July 11, 2019
Did You Know That Buying Vintage Clothing is Eco-Friendly?
Go sustainable and stay stylish by shopping secondhand
Photo courtesy of @lelia_milaya/Twenty20
By Shelby Deering
writer for The Natural
For as long as I can remember, I’ve had a great love for flea markets and vintage pieces with a history. I frequently purchase bygone treasures for my home and wear antique jewelry, and recently, I’ve begun weaving vintage clothing into my wardrobe as well. I enjoy the uniqueness and personality of these one-of-a-kind pieces, and I’ve come to realize that buying vintage is an environmentally-friendly choice as well.
According to Verena Erin Polowy, conscious living YouTube Creator and Blogger at My Green Closet, purchasing vintage and secondhand clothing is very sustainable. “The fashion supply chain is quite complex, and unfortunately, to make cheap, fast fashion, a lot of costs have to be cut throughout production,” she shares, which can come at the expense of the environment.

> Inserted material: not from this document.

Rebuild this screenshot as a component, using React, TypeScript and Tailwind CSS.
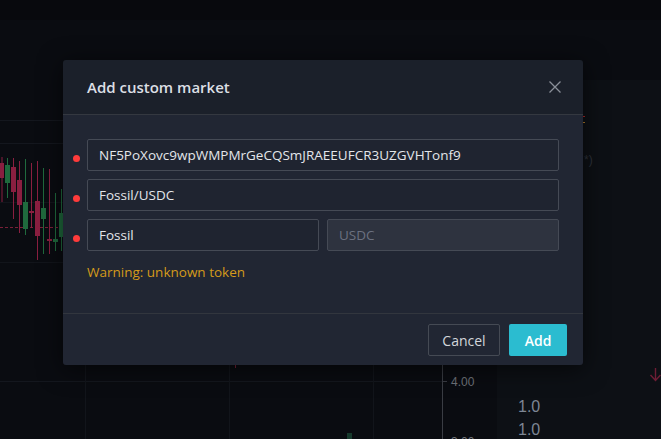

Verena explains that environmental impact starts with the fibers of a garment. She cites specific materials, saying, “Some examples include cotton which requires a lot of water and pesticides to grow and synthetics derived from petroleum which is inherently unsustainable. Then there can be issues with toxic dyes and chemicals.”
She also shares that when the clothing gets to the consumer, “a lot of energy is used for washing and drying, and if the garments are synthetic, they’re losing microfibers which are causing microplastic pollution issues in our oceans and rivers.”
Then you have to consider textile waste, which Verena says is a big problem. She says, “The average American throws out about 81 pounds of clothing and textiles each year, 95% of which can actually be recycled.”
If you’d like to start building a sustainably-minded wardrobe through buying vintage and secondhand, Verena is here to lay out the reasons why it’s an effective way to go green along with her expert shopping tips.
Vintage clothes don’t require new resources or energy
“Since the clothes already exist, it means no new resources and energy have to be used to create the garments,” Verena points out. To work toward a wardrobe that reduces these resources, she says that buying vintage and secondhand will naturally take a bit more time than quickly buying clothing from a traditional store. She notes, “Have patience. Shopping vintage and secondhand is different than going into a conventional fashion store. Finding the gems can take time.”
They tend to be higher-quality, which means they’ll last longer
Through her own wardrobe staples, Verena has witnessed firsthand that vintage clothing is generally better made and higher-quality. That translates to clothing you can enjoy for years to come which also replaces any of the fast fashion in your closet.
Understandably, since vintage clothing has been around the block, you will need to thoroughly check everything over before you buy. Verena advises, “If you find something you like, do a quick inspection for stains, holes, or signs of poor quality. In particular, look at the front and armpits for stains. It’s good to take a look at the seams inside and make sure they look sturdy and there aren’t broken or have loose threads. I also like to check if there’s any bad pilling in the armpits, thighs, and seat.”
You’ll save something from going to the landfill
If clothing isn’t donated or purchased secondhand, its eventual destiny lies in a landfill. To avoid this outcome, Verena recommends thrift stores, secondhand shops, and flea markets so you can buy up the clothes before they head to the landfill, which can put more strain on the environment. These stores brim with vintage finds. Verena says, “I recommend having an idea of what you’re looking for because depending on the store, there can be a lot to look at and having a plan will keep you focused.”
You’ll support sustainable fashion
Verena says, “Shopping secondhand means you’re helping to create demand for and supporting recycling and a more circular approach to fashion.” If everyone were to buy vintage clothing, that would mean those bygone pieces would always have a home instead of becoming waste for landfills.
She adds that she loves the stories that these garments carry, something that makes shopping for clothes a lot more exciting. Verena says, “The thing I love most about vintage clothing is having something so unique that also has a story and history. Even if I don’t know where the piece came from, I like to imagine the life the garment has had.”